Originally published July 31, 2014
NASA’s NuSTAR spacecraft, the Nuclear Spectroscopic Telescope Array, has successfully completed its two-year primary science mission following its launch on June 13, 2012 and is now transitioning to an extended mission to continue its studies of X-Ray sources in the sky, also starting its Guest Observer program to give scientists around the world observation time on the spacecraft.
“It’s hard to believe it’s been two years since NuSTAR launched,” said Fiona Harrison, NuSTAR principal investigator. “We achieved all the mission science objectives and made some amazing discoveries I never would have predicted two years ago.”
Over the course of its primary mission, NuSTAR observed black holes, supernova remnants, galaxy clusters and other objects. Its vision tuned to the most energetic portion of the X-Ray spectrum, NuSTAR provided extremely valuable data to complement and expand measurements made by other ground- and space-based observatories to help unlock mysteries revolving around black holes and supernovae.
The mission shed light on the previously unknown properties of ultraluminous X-ray sources, delivered unprecedented data explaining how stars explode and unlocked the processes driving the rotation of massive black holes.

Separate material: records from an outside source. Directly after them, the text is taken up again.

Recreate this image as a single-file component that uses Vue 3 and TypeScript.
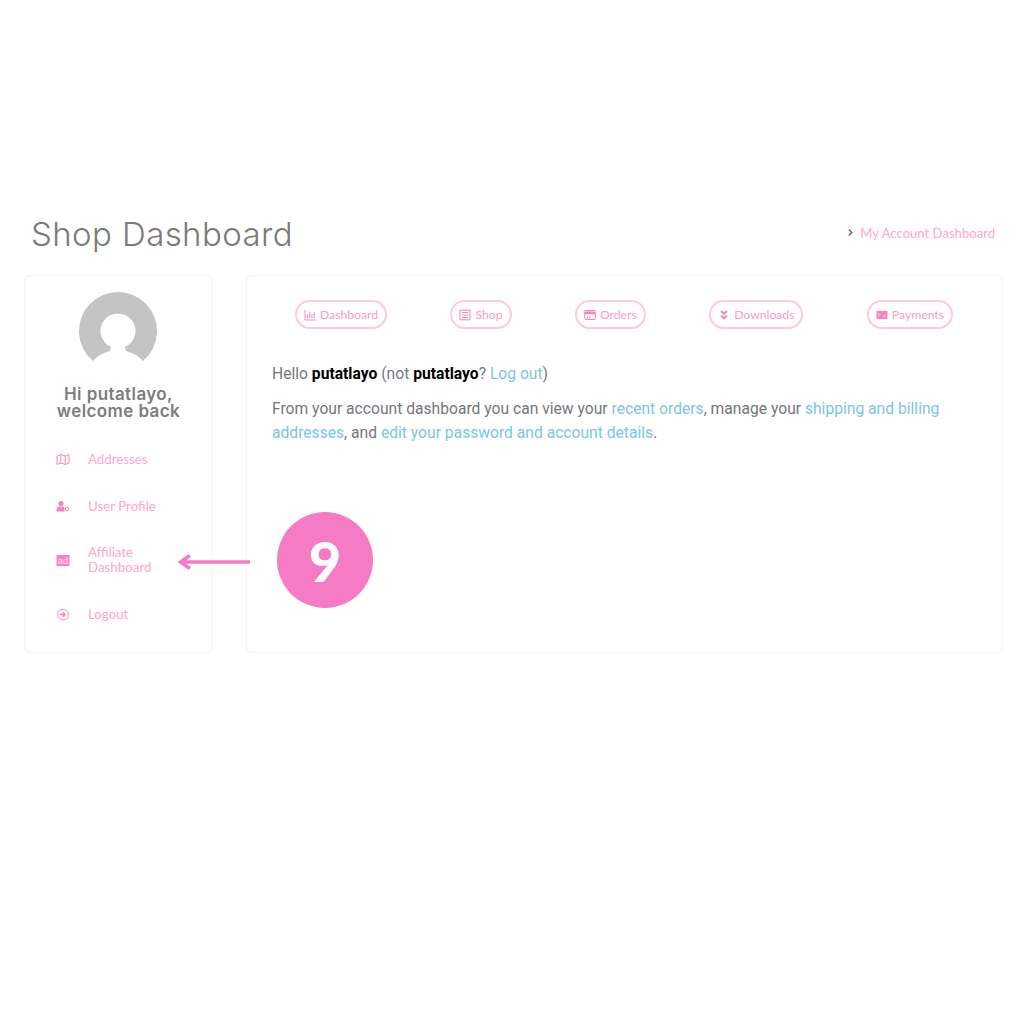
<template>
  <div class="page">
    <div class="page-head">
      <h1 class="page-title">Shop Dashboard</h1>
      <div class="crumb">
        <svg class="crumb-icon" viewBox="0 0 8 10"><path d="M2 1.500 5.500 5 2 8.500" /></svg>
        <a class="crumb-link">My Account Dashboard</a>
      </div>
    </div>

    <div class="columns">
      <aside class="card side">
        <svg class="avatar" viewBox="0 0 78 78">
          <path class="avatar-bg" d="M14 69A39 39 0 1 1 64 69C60 64 53 60.500 47 59L46 55A17.500 17.500 0 1 0 32 55L31 59C25 60.500 18 64 14 69Z" />
        </svg>
        <div class="greeting">Hi putatlayo,<br />welcome back</div>
        <nav class="side-nav">
          <a class="side-item">
            <svg class="side-icon" viewBox="0 0 14 12">
              <path class="line" d="M1 2.500 4.800 1 9.200 2.500 13 1V9.500L9.200 11 4.800 9.500 1 11ZM4.800 1V9.500M9.200 2.500V11" />
            </svg>
            <span>Addresses</span>
          </a>
          <a class="side-item">
            <svg class="side-icon" viewBox="0 0 14 12">
              <circle class="fill" cx="5" cy="3" r="2.600" />
              <path class="fill" d="M0.500 11V9C0.500 7.300 2 6.300 3.500 6.300H6.500C7.300 6.300 8 6.600 8.500 7V11Z" />
              <circle class="line" cx="11" cy="8.500" r="1.700" />
            </svg>
            <span>User Profile</span>
          </a>
          <a class="side-item">
            <svg class="side-icon" viewBox="0 0 14 12">
              <rect class="fill" x="0.500" y="0.500" width="13" height="11" />
              <text class="ad-text" x="7" y="9.400">ad</text>
            </svg>
            <span>Affiliate<br />Dashboard</span>
          </a>
          <a class="side-item">
            <svg class="side-icon" viewBox="0 0 14 14">
              <circle class="line" cx="7" cy="7" r="5.800" />
              <path class="fill" d="M3.800 6H7V3.800L10.500 7 7 10.200V8H3.800Z" />
            </svg>
            <span>Logout</span>
          </a>
        </nav>
      </aside>

      <main class="card content">
        <div class="pills">
          <a class="pill">
            <svg class="pill-icon" viewBox="0 0 12 12">
              <path class="line" d="M1 1V11H11.500" />
              <path class="line" d="M3.500 9V6M5.700 9V3.500M7.900 9V5M10.100 9V3" />
            </svg>
            Dashboard
          </a>
          <a class="pill">
            <svg class="pill-icon" viewBox="0 0 12 12">
              <rect class="line" x="1" y="1.200" width="10" height="9.600" />
              <path class="line" d="M3 3.500H9M3 6H9M3 8.500H9" />
            </svg>
            Shop
          </a>
          <a class="pill">
            <svg class="pill-icon" viewBox="0 0 12 12">
              <rect class="line" x="0.700" y="1.500" width="10.600" height="9" rx="1" />
              <path class="fill" d="M0.700 2.500H11.300V5.200H0.700ZM2.500 7.500H4V9H2.500ZM5 7.500H6.500V9H5Z" />
            </svg>
            Orders
          </a>
          <a class="pill">
            <svg class="pill-icon" viewBox="0 0 12 12">
              <path class="thick" d="M3 2 6 4.800 9 2M3 6.500 6 9.300 9 6.500" />
            </svg>
            Downloads
          </a>
          <a class="pill">
            <svg class="pill-icon" viewBox="0 0 12 12">
              <rect class="fill" x="0.500" y="2" width="11" height="8" rx="0.800" />
              <path class="cut" d="M2 5.200H4.500M2 7H3.500M7 7H10" />
            </svg>
            Payments
          </a>
        </div>

        <p class="hello">
          Hello <strong>putatlayo</strong> (not <strong>putatlayo</strong>?
          <a class="link">Log out</a>)
        </p>
        <p class="intro">
          From your account dashboard you can view your
          <a class="link">recent orders</a>, manage your
          <a class="link">shipping and billing addresses</a>, and
          <a class="link">edit your password and account details</a>.
        </p>
      </main>

      <!-- callout painted on top of the screenshot -->
      <svg class="callout-arrow" viewBox="0 0 74 16">
        <path d="M73 8H4M13 1.500 3.500 8 13 14.500" />
      </svg>
      <div class="callout-badge">9</div>
    </div>
  </div>
</template>

<script setup lang="ts">
</script>

<style>
html,
body {
  background: #fff;
}
</style>

<style scoped>
.page {
  width: 1024px;
  height: 1024px;
  box-sizing: border-box;
  padding: 214px 21px 0 24px;
  font-family: "Roboto", "Liberation Sans", sans-serif;
}

.page-head {
  display: flex;
  align-items: center;
  justify-content: space-between;
  height: 39px;
  padding: 0 8px 0 7px;
  margin-bottom: 22px;
}

.page-title {
  margin: 0;
  font-family: "Inter", "Open Sans", sans-serif;
  font-size: 33px;
  font-weight: 300;
  letter-spacing: 0.400px;
  color: #7a7a7a;
}

.crumb {
  display: flex;
  align-items: center;
  gap: 6px;
  margin-bottom: 2px;
  font-family: "Lato", "Open Sans", sans-serif;
  font-size: 13.100px;
}

.crumb-icon {
  width: 7px;
  height: 9px;
  fill: none;
  stroke: #6f6f6f;
  stroke-width: 1.800;
}

.crumb-link {
  color: #ffa6cf;
}

.columns {
  position: relative;
  display: flex;
  gap: 33px;
}

.card {
  box-sizing: border-box;
  height: 378px;
  background: #fff;
  border: 1px solid #f3f3f5;
  border-radius: 6px;
}

.side {
  display: flex;
  flex-direction: column;
  align-items: center;
  flex: 0 0 189px;
  padding-top: 16px;
}

.avatar {
  width: 78px;
  height: 78px;
  margin-right: 1px;
  flex-shrink: 0;
}

.avatar-bg {
  fill: #c4c4c4;
}

.greeting {
  margin-top: 16px;
  font-family: "Inter", "Open Sans", sans-serif;
  font-size: 17px;
  font-weight: 600;
  letter-spacing: 0.400px;
  line-height: 17px;
  text-align: center;
  color: #7d7d7d;
}

.side-nav {
  display: flex;
  flex-direction: column;
  gap: 31.500px;
  align-self: stretch;
  padding: 32px 0 0 31px;
}

.side-item {
  display: flex;
  align-items: center;
  gap: 18px;
  min-height: 15px;
  font-family: "Lato", "Open Sans", sans-serif;
  font-size: 13.300px;
  line-height: 15px;
  color: #ffa6cf;
}

.side-icon {
  width: 14px;
  height: 13px;
  flex-shrink: 0;
}

.line {
  fill: none;
  stroke: #fc82bd;
  stroke-width: 1;
}

.fill {
  fill: #fc82bd;
}

.thick {
  fill: none;
  stroke: #fc82bd;
  stroke-width: 2;
}

.cut {
  fill: none;
  stroke: #ffd9ea;
  stroke-width: 1;
}

.ad-text {
  font-family: "Liberation Sans", sans-serif;
  font-size: 9px;
  text-anchor: middle;
  fill: #ffe3f0;
}

.content {
  flex: 1;
  padding: 24px 49px 0 25px;
}

.pills {
  display: flex;
  justify-content: space-between;
  padding-left: 23px;
}

.pill {
  display: flex;
  align-items: center;
  gap: 4px;
  box-sizing: border-box;
  height: 29px;
  padding: 0 7px;
  border: 2px solid #ffc9e0;
  border-radius: 15px;
  font-family: "Lato", "Open Sans", sans-serif;
  font-size: 12.200px;
  color: #fb9cc8;
}

.pill-icon {
  width: 12px;
  height: 12px;
}

.hello,
.intro {
  margin: 0;
  font-size: 15.650px;
  line-height: 24px;
  color: #74777c;
}

.hello {
  margin-top: 33px;
}

.intro {
  margin-top: 11px;
}

.hello strong {
  font-weight: 700;
  color: #000;
}

.link {
  color: #7cc6e2;
}

.callout-arrow {
  position: absolute;
  left: 153px;
  top: 279px;
  width: 74px;
  height: 16px;
  fill: none;
  stroke: #f57bc4;
  stroke-width: 3.500;
}

.callout-badge {
  position: absolute;
  left: 253px;
  top: 237px;
  width: 96px;
  height: 96px;
  display: flex;
  align-items: center;
  justify-content: center;
  border-radius: 50%;
  background: #f57bc4;
  font-family: "Lato", "Liberation Sans", sans-serif;
  font-size: 56px;
  font-weight: 900;
  color: #fff;
}
</style>
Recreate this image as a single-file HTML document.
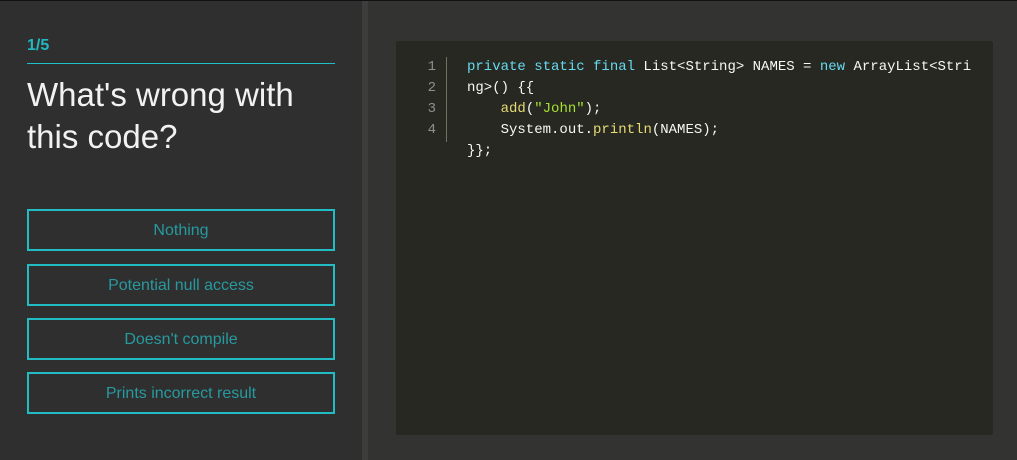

With its primary mission complete, NuSTAR will move on to a new chapter while scientists are still pouring over data provided during the first two years of observations. Over the next two years, NuSTAR will continue looking at black holes, supernovae and other targets including targets of opportunity and integrated observations with other observatories.
NuSTAR’s Guest Observer Program will begin next spring to give scientists not part of the mission the opportunity to pick targets to be observed by the spacecraft. About 50% of the observation time will be dedicated to guest observers from around the world to increase the scientific return from the mission.
NuSTAR is currently funded through fiscal year 2016 to complete its extended mission.